Product Marketing’s Uncertainty Principle

Omar M. Khateeb
4 min readJan 23, 2017
*Note: Although the article’s picture is of the famous Solvay Conference, it’s uncertain whether Heisenberg was actually in the picture.

“The only thing standing between your product and your product’s goal is the bullshit story you keep telling yourself as to why the market hasn’t embraced it”

As marketers, it’s our job to show people what they want.

Steve Jobs once explained it’s not their job to know what they want.

So what we all naturally do is go out into the market, ask questions, do focus groups, and mold a plan from that.

Three words, eight letters-

It’s a trap.

Actions Speak Louder Than Words

Trust only movement. Life happens at the level of events, not of words. Trust movement.”

In 1927, Werner Heisenberg published a paper which presented his Uncertainty Principle.

Cartoon by John Richardson for Physics World, March 1998

It explained that the more precisely the position of a mass is determined, the less precisely the momentum (direction) is known in this instant, and vice versa.

That means you can measure either the frequency (velocity) or the position of an object, but you can never measure both at the same time with absolute accuracy or certainty.

Simply put; when you measure something you change it.

Thus, it’s not as accurate as you think.

That’s Not What I Really Meant ……

In the sharp formulation of the law of causality — “if we know the present exactly, we can calculate the future”-it is not the conclusion that is wrong but the premise. — Heisenberg, in uncertainty principle paper, 1927

The Pedowitz Group, a marketing agency headquartered in Atlanta, defines the marketing effect of the Uncertainty Principle this way:

  • You can measure what consumers will say they’re going to do, or you can measure what they actually do.
  • No matter how closely you try to measure what they say they intend to do — such as with surveys or focus groups — it will differ from what they ultimately do.
  • Precision in measuring stated intentions doesn’t bring you closer to insight on predicting behavior.

When Google asks people what they search for, they give a variety of answers. However, when the data was referenced it turns out they listed everything except the number one most searched keyword; porn.

Everyone says they never eat at McDonalds because it’s unhealthy.

Despite all of the anti-fast food campaigns warning of the health hazards, McDonald’s sales are still high.

People will often tell you what they think you want to hear, as opposed to what they really think.

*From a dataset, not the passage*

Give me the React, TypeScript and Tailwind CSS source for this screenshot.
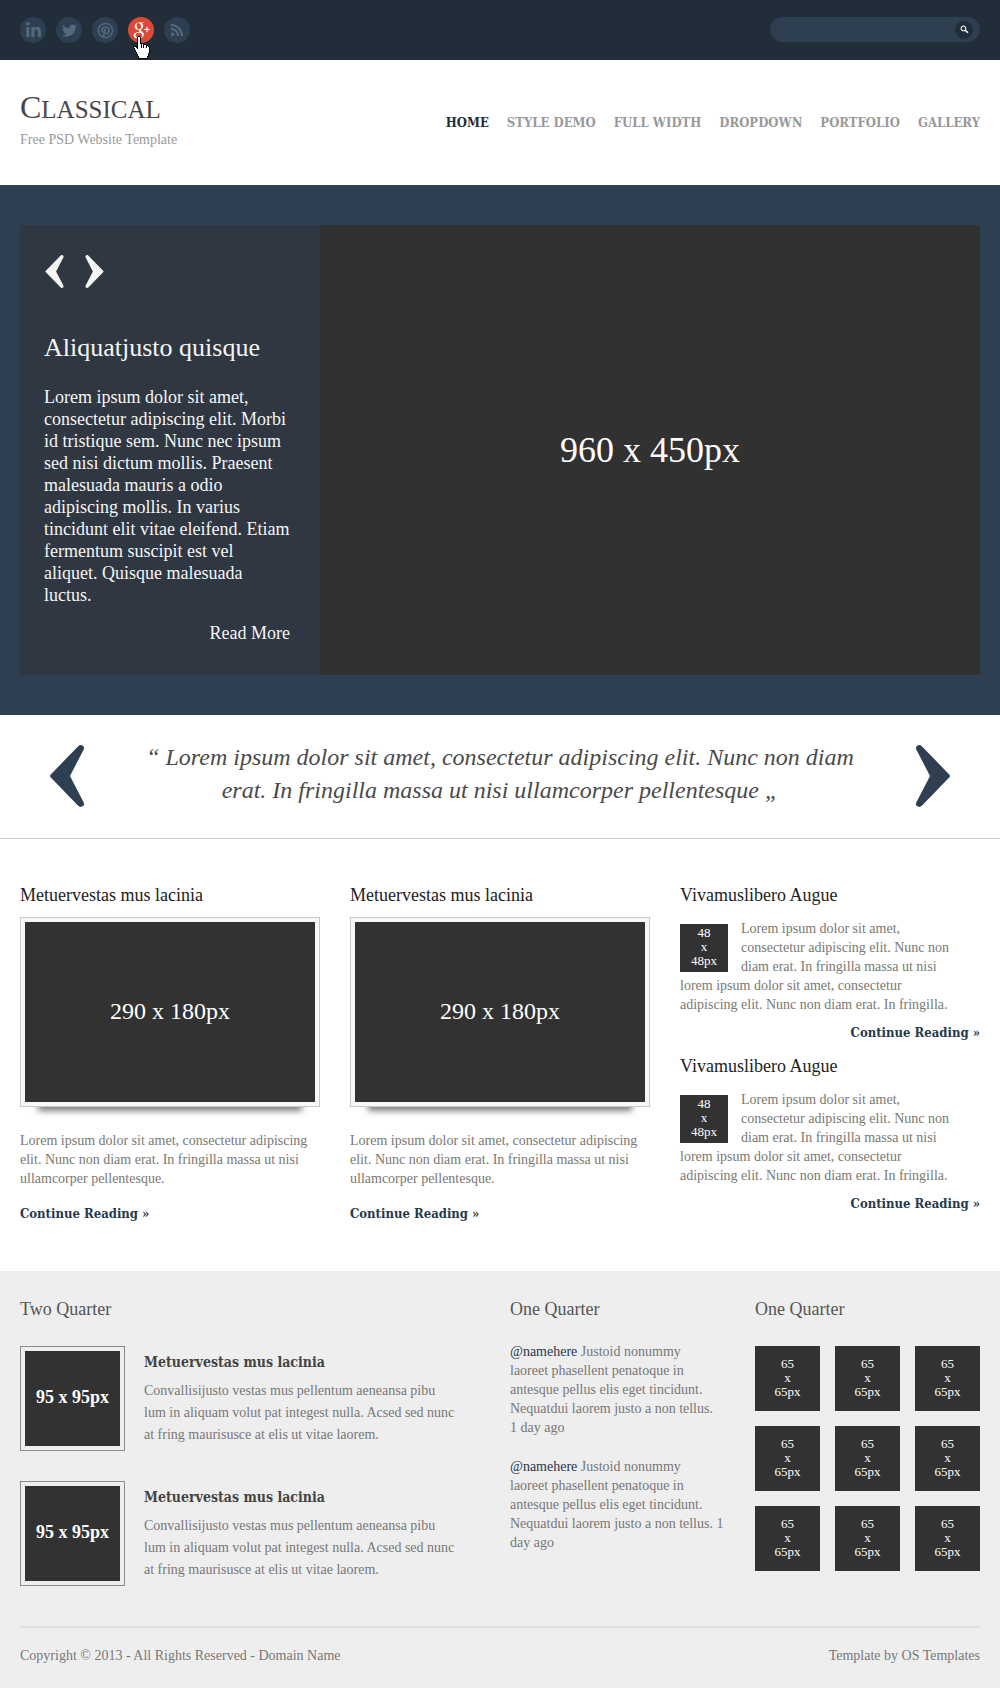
import React from "react";
import { FaLinkedinIn, FaTwitter, FaRss } from "react-icons/fa";
import { ImPinterest2 } from "react-icons/im";
import { TiSocialGooglePlus } from "react-icons/ti";

const serif = "font-['Liberation_Serif',Georgia,serif]";
const slab = "font-['DejaVu_Serif_Condensed','DejaVu_Serif',serif]";

const navItems = ["Home", "Style Demo", "Full Width", "Dropdown", "Portfolio", "Gallery"];

function HandCursor() {
  return (
    <svg
      viewBox="0 0 17 23"
      shapeRendering="crispEdges"
      className="pointer-events-none absolute top-[19px] left-[5px] h-[23px] w-[17px]"
      aria-hidden="true"
    >
      <path
        d="M5 0h2v1h1v6h2v1h3v1h2v1h1v1h1v6h-1v3h-1v3H5v-3H4v-2H3v-2H2v-2H1v-2H0v-2h3v1h1V1h1z"
        fill="#000"
      />
      <path
        d="M5 1h2v7h1v4h1V8h1v4h1V9h2v3h1v-2h1v1h1v6h-1v3h-1v2H6v-2H5v-2H4v-2H3v-2H2v-2H1v-1h2v1h1v1h1z"
        fill="#fff"
      />
    </svg>
  );
}

function SocialLinks() {
  const base = "flex size-[26px] items-center justify-center rounded-full";
  const idle = base + " bg-[#2e3f52] text-[#56687c]";
  return (
    <ul className="flex gap-2.5">
      <li>
        <a href="#linkedin" aria-label="LinkedIn" className={idle}>
          <FaLinkedinIn className="size-[17px]" />
        </a>
      </li>
      <li>
        <a href="#twitter" aria-label="Twitter" className={idle}>
          <FaTwitter className="size-[15px]" />
        </a>
      </li>
      <li>
        <a href="#pinterest" aria-label="Pinterest" className={idle}>
          <ImPinterest2 className="size-[15px] overflow-visible" strokeWidth={0.6} />
        </a>
      </li>
      <li className="relative">
        <a href="#google-plus" aria-label="Google Plus" className={base + " bg-[#db4a37] text-white"}>
          <TiSocialGooglePlus className="size-[26px]" />
        </a>
        <HandCursor />
      </li>
      <li>
        <a href="#rss" aria-label="RSS" className={idle}>
          <FaRss className="size-[14px]" />
        </a>
      </li>
    </ul>
  );
}

function SearchBox() {
  return (
    <form
      className="flex h-[25px] w-[210px] items-center rounded-full bg-[#2e3f52] pr-[7px] pl-3"
      onSubmit={(e) => e.preventDefault()}
    >
      <input
        type="search"
        aria-label="Search"
        className="min-w-0 flex-1 bg-transparent text-xs text-white outline-none"
      />
      <button
        type="submit"
        aria-label="Submit search"
        className="flex size-[18px] items-center justify-center rounded-full bg-[#222d3a] text-white"
      >
        <svg viewBox="0 0 10 10" className="size-[9px]" fill="none" stroke="currentColor">
          <circle cx="3.8" cy="3.8" r="2.6" strokeWidth="1.2" />
          <path d="M5.8 5.8 8.8 8.6" strokeWidth="1.8" />
        </svg>
      </button>
    </form>
  );
}

function Chevron({ flip, className }: { flip?: boolean; className: string }) {
  return (
    <svg viewBox="0 0 34 62" className={className} fill="currentColor" aria-hidden="true">
      <path
        transform={flip ? "translate(34 0) scale(-1 1)" : undefined}
        d="M28.2 1.2C29.6-.2 31.6-.2 33 .9c1.2 1 1.3 2.400.6 3.800L20 31l13.600 26.300c.7 1.400.6 2.800-.6 3.800-1.400 1.100-3.400 1.100-4.800-.3L.8 32.600c-1-1-1-2.200 0-3.200z"
      />
    </svg>
  );
}

function ContinueLink() {
  return (
    <a href="#continue" className={slab + " block text-[13px] leading-[19px] font-bold text-[#26384b]"}>
      Continue Reading »
    </a>
  );
}

function FeatureColumn() {
  return (
    <article>
      <h2 className="text-lg leading-6 text-[#222]">Metuervestas mus lacinia</h2>
      <figure className="relative mt-2.5">
        <div className="absolute inset-x-[18px] bottom-0 h-4 shadow-[0_4px_6px_rgba(0,0,0,0.5)]" />
        <div className="relative border border-[#c8c8c8] bg-[#f8f8f8] p-1">
          <div className="flex h-[180px] items-center justify-center bg-[#323232] pb-0.5 text-2xl text-white">
            290 x 180px
          </div>
        </div>
      </figure>
      <p className="mt-6 mb-4 text-sm leading-[19px] text-[#797872]">
        Lorem ipsum dolor sit amet, consectetur adipiscing elit. Nunc non diam erat. In fringilla massa ut nisi
        ullamcorper pellentesque.
      </p>
      <ContinueLink />
    </article>
  );
}

function SideArticle() {
  return (
    <article>
      <h2 className="text-lg leading-6 text-[#222]">Vivamuslibero Augue</h2>
      <div className="mt-3 pr-5 text-sm leading-[19px] text-[#797872]">
        <div className="float-left mt-[5px] mr-[13px] flex size-12 flex-col items-center justify-center bg-[#323232] pb-0.5 text-[13px] leading-[14px] text-white">
          <span>48</span>
          <span>x</span>
          <span>48px</span>
        </div>
        <p>
          Lorem ipsum dolor sit amet, consectetur adipiscing elit. Nunc non diam erat. In fringilla massa ut nisi
          lorem ipsum dolor sit amet, consectetur adipiscing elit. Nunc non diam erat. In fringilla.
        </p>
      </div>
      <div className="mt-[9px] flex justify-end">
        <ContinueLink />
      </div>
    </article>
  );
}

function FooterItem() {
  return (
    <li className="flex gap-[19px]">
      <div className="shrink-0 self-start border border-[#8c8c8c] p-1">
        <div className="flex size-[95px] items-center justify-center bg-[#323232] pb-1 text-lg font-bold text-white">
          95 x 95px
        </div>
      </div>
      <div className="pt-1.5 pr-[30px]">
        <h3 className={slab + " text-sm leading-5 font-bold text-[#444]"}>Metuervestas mus lacinia</h3>
        <p className="mt-2 text-sm leading-[22px]">
          Convallisijusto vestas mus pellentum aeneansa pibu lum in aliquam volut pat integest nulla. Acsed sed nunc
          at fring maurisusce at elis ut vitae laorem.
        </p>
      </div>
    </li>
  );
}

function NameLink() {
  return (
    <a href="#namehere" className="text-[#26384b]">
      @namehere
    </a>
  );
}

export default function App() {
  return (
    <div className={serif + " bg-white"}>
      <div className="flex items-start justify-between bg-[#222d3a] px-5 py-[17px]">
        <SocialLinks />
        <SearchBox />
      </div>

      <header className="flex items-start justify-between px-5 pt-[31px] pb-[35px]">
        <div>
          <h1 className="text-[25px] leading-9 text-[#484848] uppercase first-letter:text-[32px] first-letter:leading-none">
            Classical
          </h1>
          <p className="mt-0.5 text-sm leading-5 text-[#999]">Free PSD Website Template</p>
        </div>
        <nav className="pt-[22px]">
          <ul className={slab + " flex gap-[18px] text-[13px] leading-5 font-bold uppercase"}>
            {navItems.map((item, i) => (
              <li key={item}>
                <a href={"#" + item} className={i === 0 ? "text-[#1f2a37]" : "text-[#999]"}>
                  {item}
                </a>
              </li>
            ))}
          </ul>
        </nav>
      </header>

      <section className="bg-[#2e3f52] px-5 py-10">
        <div className="flex min-h-[450px]">
          <div className="w-[300px] bg-[#2f3842] pt-[30px] pr-[30px] pl-6 text-lg leading-[22px] text-[#f5f5f5]">
            <div className="flex gap-[21px] pl-px">
              <button type="button" aria-label="Previous slide">
                <Chevron className="h-[33px] w-[19px]" />
              </button>
              <button type="button" aria-label="Next slide">
                <Chevron flip className="h-[33px] w-[19px]" />
              </button>
            </div>
            <h2 className="mt-11 text-[26px] leading-8">Aliquatjusto quisque</h2>
            <p className="mt-[22px]">
              Lorem ipsum dolor sit amet, consectetur adipiscing elit. Morbi id tristique sem. Nunc nec ipsum sed nisi
              dictum mollis. Praesent malesuada mauris a odio adipiscing mollis. In varius tincidunt elit vitae
              eleifend. Etiam fermentum suscipit est vel aliquet. Quisque malesuada luctus.
            </p>
            <p className="mt-4 text-right">
              <a href="#read-more">Read More</a>
            </p>
          </div>
          <div className="flex flex-1 items-center justify-center bg-[#313131] text-4xl text-white">960 x 450px</div>
        </div>
      </section>

      <section className="flex items-end justify-between border-b border-[#ccc] px-[50px] pt-[26px] pb-[31px]">
        <button type="button" aria-label="Previous quote" className="text-[#2e3f52]">
          <Chevron className="h-[62px] w-[34px]" />
        </button>
        <blockquote className="flex-1 px-14 text-center text-2xl leading-[33px] text-[#4a4a4a] italic">
          “ Lorem ipsum dolor sit amet, consectetur adipiscing elit. Nunc non diam erat. In fringilla massa ut nisi
          ullamcorper pellentesque „
        </blockquote>
        <button type="button" aria-label="Next quote" className="text-[#2e3f52]">
          <Chevron flip className="h-[62px] w-[34px]" />
        </button>
      </section>

      <main className="grid grid-cols-3 gap-[30px] px-5 pt-11 pb-12">
        <FeatureColumn />
        <FeatureColumn />
        <div className="flex flex-col gap-3">
          <SideArticle />
          <SideArticle />
        </div>
      </main>

      <footer className="bg-[#eee] px-5 pt-[26px] pb-[22px] text-sm text-[#777]">
        <div className="grid grid-cols-4 gap-x-5">
          <section className="col-span-2">
            <h2 className="text-lg leading-6 text-[#555]">Two Quarter</h2>
            <ul className="mt-[25px] flex flex-col gap-[30px]">
              <FooterItem />
              <FooterItem />
            </ul>
          </section>
          <section>
            <h2 className="text-lg leading-6 text-[#555]">One Quarter</h2>
            <ul className="mt-[21px] flex flex-col gap-5 leading-[19px]">
              <li>
                <NameLink /> Justoid nonummy
                <br />
                laoreet phasellent penatoque in
                <br />
                antesque pellus elis eget tincidunt.
                <br />
                Nequatdui laorem justo a non tellus.
                <br />1 day ago
              </li>
              <li>
                <NameLink /> Justoid nonummy
                <br />
                laoreet phasellent penatoque in
                <br />
                antesque pellus elis eget tincidunt.
                <br />
                Nequatdui laorem justo a non tellus. 1
                <br />
                day ago
              </li>
            </ul>
          </section>
          <section>
            <h2 className="text-lg leading-6 text-[#555]">One Quarter</h2>
            <ul className="mt-[25px] grid grid-cols-3 gap-[15px]">
              {Array.from({ length: 9 }, (_, i) => (
                <li
                  key={i}
                  className="flex aspect-square flex-col items-center justify-center bg-[#323232] pb-0.5 text-[13px] leading-[14px] text-white"
                >
                  <span>65</span>
                  <span>x</span>
                  <span>65px</span>
                </li>
              ))}
            </ul>
          </section>
        </div>
        <div className="mt-10 flex justify-between border-t-2 border-[#dfdfdf] pt-[18px] leading-5">
          <p>Copyright © 2013 - All Rights Reserved - Domain Name</p>
          <p>
            Template by <a href="#os-templates">OS Templates</a>
          </p>
        </div>
      </footer>
    </div>
  );
}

Marketers should then never listen to what they say, but observe what their actions are.

On the Creep

I believe that the existence of the classical “path” can be pregnantly formulated as follows: The “path” comes into existence only when we observe it. — Heisenberg, in uncertainty principle paper, 1927

Heisenberg himself said that a key to the Uncertainty Principle was that just merely observing the actions of subatomic particles influenced their actions.

This idea, called the “observer effect,” frequently gets conflated with the Uncertainty Principle, but it, too, has a marketing effect.

An article published by the marketing technology firm Synaxis provides a hypothetical example:

If you ask your customers if they would buy, say, a waterproof flashlight, the question itself will influence them to say yes.

They’ll think of all the reasons why such a flashlight would come in handy.

Yet none of them started out with a desire for a waterproof flashlight, and when they go to buy a flashlight in the future, “waterproof” will still not be on their list of must-have features.

Observing their behavior (aka asking questions) changed their behavior in the giving of the answers.

What the hell do we do?

So we can’t talk to the market because that will influence them with a bias.

If they know we’re observing them, that also doesn’t help.

So what the hell do we do?

I’m not suggesting to just throw everything out.

I also don’t have the answer, but I can say this; there is no substitute for human judgment.

Be aggressively curious, childishly open to surprising data, and keep grounded so you’re objective about what you see.

It’s all just a story we tell ourselves.

When you have rose colored glasses on, all the red flags just look like flags.